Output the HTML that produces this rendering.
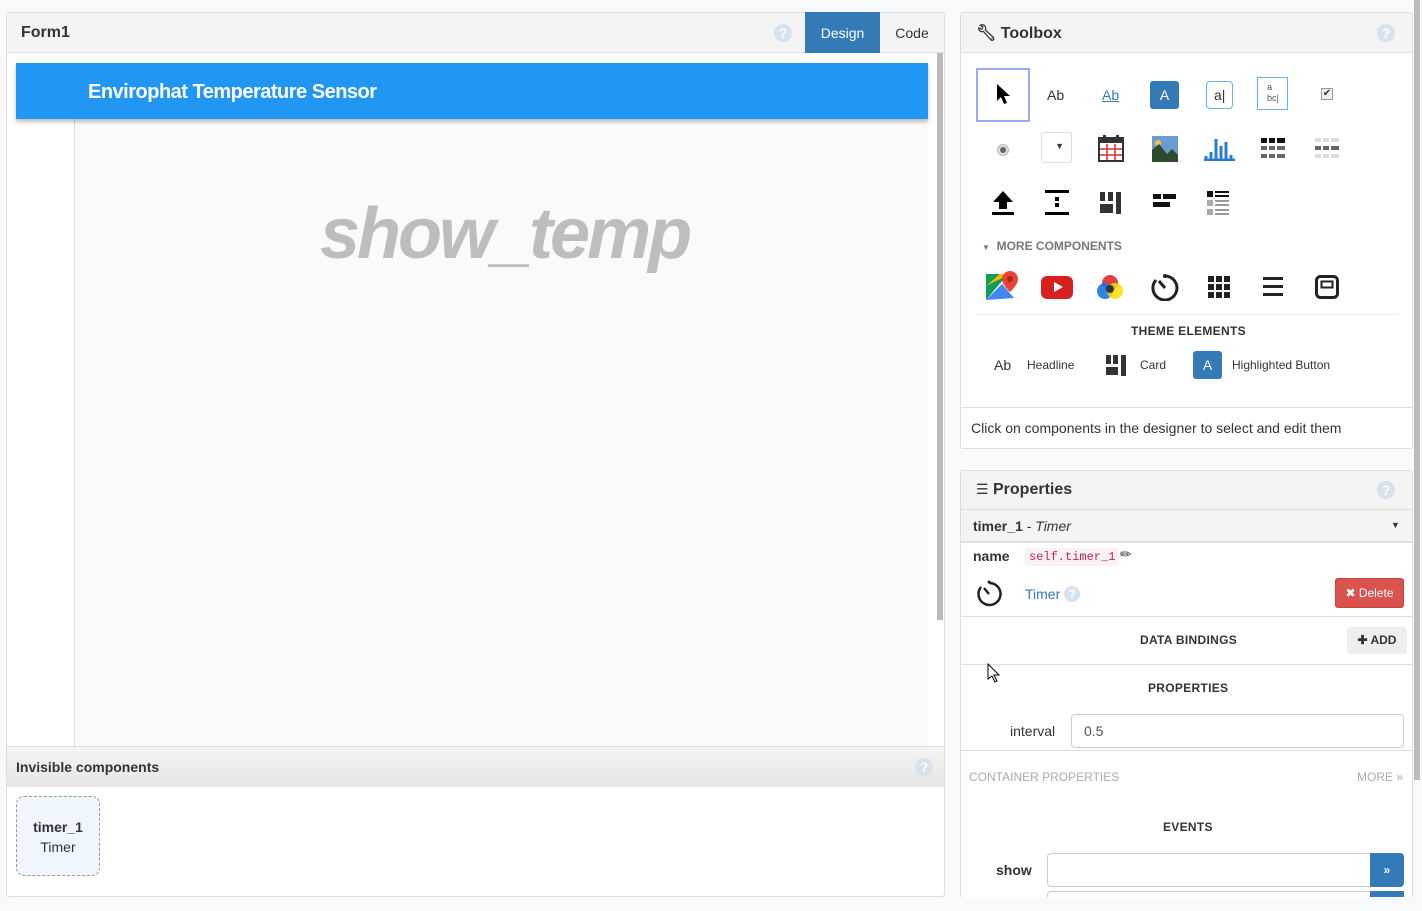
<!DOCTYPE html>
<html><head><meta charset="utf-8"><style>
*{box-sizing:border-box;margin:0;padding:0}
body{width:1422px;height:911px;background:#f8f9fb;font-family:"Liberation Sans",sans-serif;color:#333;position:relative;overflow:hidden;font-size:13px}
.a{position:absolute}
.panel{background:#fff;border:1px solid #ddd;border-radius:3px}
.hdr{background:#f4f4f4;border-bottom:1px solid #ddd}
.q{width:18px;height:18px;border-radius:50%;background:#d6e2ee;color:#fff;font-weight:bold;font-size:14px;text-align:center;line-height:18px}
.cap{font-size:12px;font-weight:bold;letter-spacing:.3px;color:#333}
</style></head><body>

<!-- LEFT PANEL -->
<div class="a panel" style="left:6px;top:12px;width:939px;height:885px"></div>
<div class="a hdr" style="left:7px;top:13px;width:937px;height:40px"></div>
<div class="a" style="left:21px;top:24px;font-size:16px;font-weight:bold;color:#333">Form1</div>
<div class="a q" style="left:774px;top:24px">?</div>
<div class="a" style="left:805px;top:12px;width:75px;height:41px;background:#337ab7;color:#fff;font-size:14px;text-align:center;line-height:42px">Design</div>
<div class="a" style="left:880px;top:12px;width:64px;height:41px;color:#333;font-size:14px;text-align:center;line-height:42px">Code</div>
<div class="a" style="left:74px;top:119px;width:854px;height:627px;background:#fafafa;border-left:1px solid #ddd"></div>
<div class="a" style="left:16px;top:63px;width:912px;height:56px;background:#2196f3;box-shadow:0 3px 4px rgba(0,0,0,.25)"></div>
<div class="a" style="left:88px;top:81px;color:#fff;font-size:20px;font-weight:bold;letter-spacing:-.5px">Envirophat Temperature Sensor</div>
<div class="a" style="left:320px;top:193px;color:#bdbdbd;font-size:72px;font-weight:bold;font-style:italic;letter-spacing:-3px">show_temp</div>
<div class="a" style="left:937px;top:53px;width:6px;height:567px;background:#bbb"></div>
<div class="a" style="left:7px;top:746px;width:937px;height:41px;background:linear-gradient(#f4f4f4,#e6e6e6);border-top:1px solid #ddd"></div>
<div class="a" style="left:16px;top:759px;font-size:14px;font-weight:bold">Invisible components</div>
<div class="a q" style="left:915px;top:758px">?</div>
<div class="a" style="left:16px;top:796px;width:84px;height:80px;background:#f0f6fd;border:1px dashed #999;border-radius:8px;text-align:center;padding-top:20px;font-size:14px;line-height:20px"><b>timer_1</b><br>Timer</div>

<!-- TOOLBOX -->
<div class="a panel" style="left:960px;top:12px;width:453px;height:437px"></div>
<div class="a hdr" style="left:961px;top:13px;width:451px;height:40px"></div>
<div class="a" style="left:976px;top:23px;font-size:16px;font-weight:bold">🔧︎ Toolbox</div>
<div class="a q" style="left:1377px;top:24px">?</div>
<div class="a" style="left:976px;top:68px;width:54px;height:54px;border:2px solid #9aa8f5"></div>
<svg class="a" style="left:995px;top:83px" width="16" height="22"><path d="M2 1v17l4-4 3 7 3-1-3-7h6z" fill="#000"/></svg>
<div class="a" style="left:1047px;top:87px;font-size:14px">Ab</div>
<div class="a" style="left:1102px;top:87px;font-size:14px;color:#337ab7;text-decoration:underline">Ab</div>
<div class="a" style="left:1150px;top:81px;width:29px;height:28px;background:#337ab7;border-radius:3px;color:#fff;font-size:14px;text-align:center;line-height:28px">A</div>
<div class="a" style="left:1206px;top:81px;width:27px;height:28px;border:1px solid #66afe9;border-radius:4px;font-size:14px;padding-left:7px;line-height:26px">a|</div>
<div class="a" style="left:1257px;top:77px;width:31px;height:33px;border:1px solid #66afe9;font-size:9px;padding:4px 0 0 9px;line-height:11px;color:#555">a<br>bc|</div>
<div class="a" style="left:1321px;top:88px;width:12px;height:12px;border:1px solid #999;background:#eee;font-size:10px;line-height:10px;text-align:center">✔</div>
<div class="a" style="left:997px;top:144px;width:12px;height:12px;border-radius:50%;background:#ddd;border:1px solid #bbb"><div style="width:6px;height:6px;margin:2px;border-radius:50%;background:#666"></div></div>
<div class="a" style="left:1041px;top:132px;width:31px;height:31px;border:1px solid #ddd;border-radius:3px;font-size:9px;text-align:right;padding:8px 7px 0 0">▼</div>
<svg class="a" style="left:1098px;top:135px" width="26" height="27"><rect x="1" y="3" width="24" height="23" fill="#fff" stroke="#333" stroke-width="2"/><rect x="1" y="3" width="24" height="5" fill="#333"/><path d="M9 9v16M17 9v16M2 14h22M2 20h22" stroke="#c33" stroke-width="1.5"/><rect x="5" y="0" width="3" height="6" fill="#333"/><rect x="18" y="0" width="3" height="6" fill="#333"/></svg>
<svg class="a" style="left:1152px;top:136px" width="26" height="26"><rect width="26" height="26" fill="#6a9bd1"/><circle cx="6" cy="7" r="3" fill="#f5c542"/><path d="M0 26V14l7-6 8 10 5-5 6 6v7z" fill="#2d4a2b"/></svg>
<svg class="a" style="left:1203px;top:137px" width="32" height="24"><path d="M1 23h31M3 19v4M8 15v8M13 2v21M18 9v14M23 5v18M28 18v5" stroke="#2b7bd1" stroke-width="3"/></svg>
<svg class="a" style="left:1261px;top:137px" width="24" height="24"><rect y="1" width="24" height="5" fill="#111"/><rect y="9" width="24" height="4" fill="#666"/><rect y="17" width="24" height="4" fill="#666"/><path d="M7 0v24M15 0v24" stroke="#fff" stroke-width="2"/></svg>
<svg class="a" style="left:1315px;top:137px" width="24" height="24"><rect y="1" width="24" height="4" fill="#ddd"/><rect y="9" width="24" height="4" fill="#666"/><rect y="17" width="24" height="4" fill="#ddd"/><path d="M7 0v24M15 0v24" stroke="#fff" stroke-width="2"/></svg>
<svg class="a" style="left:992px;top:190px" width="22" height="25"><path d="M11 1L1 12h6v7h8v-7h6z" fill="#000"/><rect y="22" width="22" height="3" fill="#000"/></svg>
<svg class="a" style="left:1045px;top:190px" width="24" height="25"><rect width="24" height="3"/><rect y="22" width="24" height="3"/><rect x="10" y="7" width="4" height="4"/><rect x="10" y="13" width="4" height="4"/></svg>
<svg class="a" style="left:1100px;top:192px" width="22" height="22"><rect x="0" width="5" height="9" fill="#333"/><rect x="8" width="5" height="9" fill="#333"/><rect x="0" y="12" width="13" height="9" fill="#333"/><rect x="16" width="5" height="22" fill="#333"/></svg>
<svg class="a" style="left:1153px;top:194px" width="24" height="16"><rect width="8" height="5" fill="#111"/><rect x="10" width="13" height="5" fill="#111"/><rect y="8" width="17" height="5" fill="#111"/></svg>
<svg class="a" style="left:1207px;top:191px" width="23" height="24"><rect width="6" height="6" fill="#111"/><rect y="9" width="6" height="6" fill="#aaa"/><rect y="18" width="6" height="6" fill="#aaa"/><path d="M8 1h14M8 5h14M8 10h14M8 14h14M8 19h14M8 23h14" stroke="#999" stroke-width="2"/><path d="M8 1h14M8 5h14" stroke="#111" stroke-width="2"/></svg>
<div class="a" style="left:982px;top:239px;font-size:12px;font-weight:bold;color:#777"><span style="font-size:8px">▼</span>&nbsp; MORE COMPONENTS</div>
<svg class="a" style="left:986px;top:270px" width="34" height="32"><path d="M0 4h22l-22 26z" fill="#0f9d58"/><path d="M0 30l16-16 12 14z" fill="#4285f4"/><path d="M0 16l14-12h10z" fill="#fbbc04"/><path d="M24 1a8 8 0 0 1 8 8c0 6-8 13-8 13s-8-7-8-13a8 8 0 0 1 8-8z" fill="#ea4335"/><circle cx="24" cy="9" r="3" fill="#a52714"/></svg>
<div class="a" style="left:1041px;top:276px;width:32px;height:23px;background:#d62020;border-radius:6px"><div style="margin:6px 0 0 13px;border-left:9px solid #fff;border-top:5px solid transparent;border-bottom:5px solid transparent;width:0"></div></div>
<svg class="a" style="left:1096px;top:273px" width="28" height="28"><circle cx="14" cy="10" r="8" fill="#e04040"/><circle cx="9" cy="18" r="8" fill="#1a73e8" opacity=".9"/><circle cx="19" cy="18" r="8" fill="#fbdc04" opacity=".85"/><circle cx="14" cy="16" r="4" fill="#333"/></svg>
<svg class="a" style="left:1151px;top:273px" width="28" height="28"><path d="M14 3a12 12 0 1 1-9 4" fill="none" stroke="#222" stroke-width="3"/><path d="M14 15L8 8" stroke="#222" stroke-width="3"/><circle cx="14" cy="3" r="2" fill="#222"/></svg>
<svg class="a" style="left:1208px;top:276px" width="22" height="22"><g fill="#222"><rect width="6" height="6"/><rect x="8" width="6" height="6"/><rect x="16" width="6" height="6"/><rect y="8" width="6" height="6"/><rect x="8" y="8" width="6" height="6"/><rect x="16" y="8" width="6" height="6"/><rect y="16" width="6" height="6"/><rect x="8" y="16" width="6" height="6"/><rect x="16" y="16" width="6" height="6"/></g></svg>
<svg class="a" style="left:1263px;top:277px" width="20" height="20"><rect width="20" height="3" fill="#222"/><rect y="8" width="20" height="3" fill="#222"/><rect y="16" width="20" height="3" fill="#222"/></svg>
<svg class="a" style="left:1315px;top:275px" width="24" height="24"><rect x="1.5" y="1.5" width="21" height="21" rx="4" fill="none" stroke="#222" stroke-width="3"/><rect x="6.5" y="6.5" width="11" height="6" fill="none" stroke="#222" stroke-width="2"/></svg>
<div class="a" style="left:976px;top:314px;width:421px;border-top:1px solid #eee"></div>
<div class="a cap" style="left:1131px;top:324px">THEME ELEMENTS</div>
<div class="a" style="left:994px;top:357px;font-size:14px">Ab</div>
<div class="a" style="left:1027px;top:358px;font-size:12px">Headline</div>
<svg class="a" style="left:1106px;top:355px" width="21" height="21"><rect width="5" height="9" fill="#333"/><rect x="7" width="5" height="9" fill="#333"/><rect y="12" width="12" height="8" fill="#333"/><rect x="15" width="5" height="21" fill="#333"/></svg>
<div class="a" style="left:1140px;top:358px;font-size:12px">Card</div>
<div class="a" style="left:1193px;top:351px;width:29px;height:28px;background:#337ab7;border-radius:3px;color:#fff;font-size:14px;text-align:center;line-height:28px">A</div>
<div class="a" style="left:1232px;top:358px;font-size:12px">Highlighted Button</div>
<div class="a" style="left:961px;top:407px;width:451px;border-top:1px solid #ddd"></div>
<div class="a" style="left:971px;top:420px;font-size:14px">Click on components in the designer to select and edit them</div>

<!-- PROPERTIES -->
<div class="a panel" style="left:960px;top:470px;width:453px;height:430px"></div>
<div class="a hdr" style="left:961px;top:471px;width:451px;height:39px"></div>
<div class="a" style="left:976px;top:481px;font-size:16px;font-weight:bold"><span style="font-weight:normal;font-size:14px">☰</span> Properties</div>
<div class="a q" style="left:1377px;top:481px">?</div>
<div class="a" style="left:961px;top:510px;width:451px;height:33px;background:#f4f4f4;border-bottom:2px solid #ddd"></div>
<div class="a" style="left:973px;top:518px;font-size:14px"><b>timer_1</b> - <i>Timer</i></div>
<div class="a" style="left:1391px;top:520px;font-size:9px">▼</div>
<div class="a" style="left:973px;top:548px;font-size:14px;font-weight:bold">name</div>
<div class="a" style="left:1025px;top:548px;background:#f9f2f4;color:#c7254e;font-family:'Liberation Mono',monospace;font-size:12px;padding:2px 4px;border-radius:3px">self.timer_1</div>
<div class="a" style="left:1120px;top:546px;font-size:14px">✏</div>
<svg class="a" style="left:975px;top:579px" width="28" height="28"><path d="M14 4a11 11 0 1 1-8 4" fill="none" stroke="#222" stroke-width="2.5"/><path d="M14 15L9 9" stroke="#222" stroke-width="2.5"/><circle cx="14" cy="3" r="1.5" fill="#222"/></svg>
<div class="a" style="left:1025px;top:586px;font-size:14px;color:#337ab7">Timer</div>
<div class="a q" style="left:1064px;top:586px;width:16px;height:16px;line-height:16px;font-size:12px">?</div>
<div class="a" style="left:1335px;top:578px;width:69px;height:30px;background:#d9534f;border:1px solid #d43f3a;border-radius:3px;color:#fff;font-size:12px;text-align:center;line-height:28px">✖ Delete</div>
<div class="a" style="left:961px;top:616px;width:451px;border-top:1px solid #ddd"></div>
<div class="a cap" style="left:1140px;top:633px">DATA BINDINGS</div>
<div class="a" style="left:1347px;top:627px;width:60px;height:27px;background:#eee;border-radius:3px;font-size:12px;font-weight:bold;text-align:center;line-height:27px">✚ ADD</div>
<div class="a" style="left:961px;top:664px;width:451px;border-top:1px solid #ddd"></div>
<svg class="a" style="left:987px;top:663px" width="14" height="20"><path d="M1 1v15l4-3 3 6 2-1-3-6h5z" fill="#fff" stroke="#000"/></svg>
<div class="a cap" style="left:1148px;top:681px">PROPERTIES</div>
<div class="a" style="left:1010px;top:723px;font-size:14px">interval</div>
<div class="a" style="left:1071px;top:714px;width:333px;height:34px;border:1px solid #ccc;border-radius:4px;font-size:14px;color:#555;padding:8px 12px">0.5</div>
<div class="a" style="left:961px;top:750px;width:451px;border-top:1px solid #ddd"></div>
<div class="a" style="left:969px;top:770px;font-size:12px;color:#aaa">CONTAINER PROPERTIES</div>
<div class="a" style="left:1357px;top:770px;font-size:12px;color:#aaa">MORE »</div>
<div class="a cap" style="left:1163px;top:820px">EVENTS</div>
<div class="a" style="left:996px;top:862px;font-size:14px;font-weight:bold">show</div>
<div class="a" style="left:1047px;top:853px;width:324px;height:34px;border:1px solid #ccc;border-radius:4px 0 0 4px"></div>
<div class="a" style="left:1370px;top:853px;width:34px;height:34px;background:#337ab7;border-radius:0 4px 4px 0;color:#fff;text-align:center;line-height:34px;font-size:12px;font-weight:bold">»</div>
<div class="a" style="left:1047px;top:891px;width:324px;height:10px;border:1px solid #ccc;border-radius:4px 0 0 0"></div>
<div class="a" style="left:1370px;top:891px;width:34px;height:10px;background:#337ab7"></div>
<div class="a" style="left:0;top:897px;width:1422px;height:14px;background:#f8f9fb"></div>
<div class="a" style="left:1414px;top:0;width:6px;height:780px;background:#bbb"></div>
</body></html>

════

▸ Exercise prompt:
Print the data above verbatim from the first line through the line holding "</style></head><body>", leaving every picture out.

▸ Problem solution:
Output the HTML that produces this rendering.
<!DOCTYPE html>
<html><head><meta charset="utf-8"><style>
*{box-sizing:border-box;margin:0;padding:0}
body{width:1422px;height:911px;background:#f8f9fb;font-family:"Liberation Sans",sans-serif;color:#333;position:relative;overflow:hidden;font-size:13px}
.a{position:absolute}
.panel{background:#fff;border:1px solid #ddd;border-radius:3px}
.hdr{background:#f4f4f4;border-bottom:1px solid #ddd}
.q{width:18px;height:18px;border-radius:50%;background:#d6e2ee;color:#fff;font-weight:bold;font-size:14px;text-align:center;line-height:18px}
.cap{font-size:12px;font-weight:bold;letter-spacing:.3px;color:#333}
</style></head><body>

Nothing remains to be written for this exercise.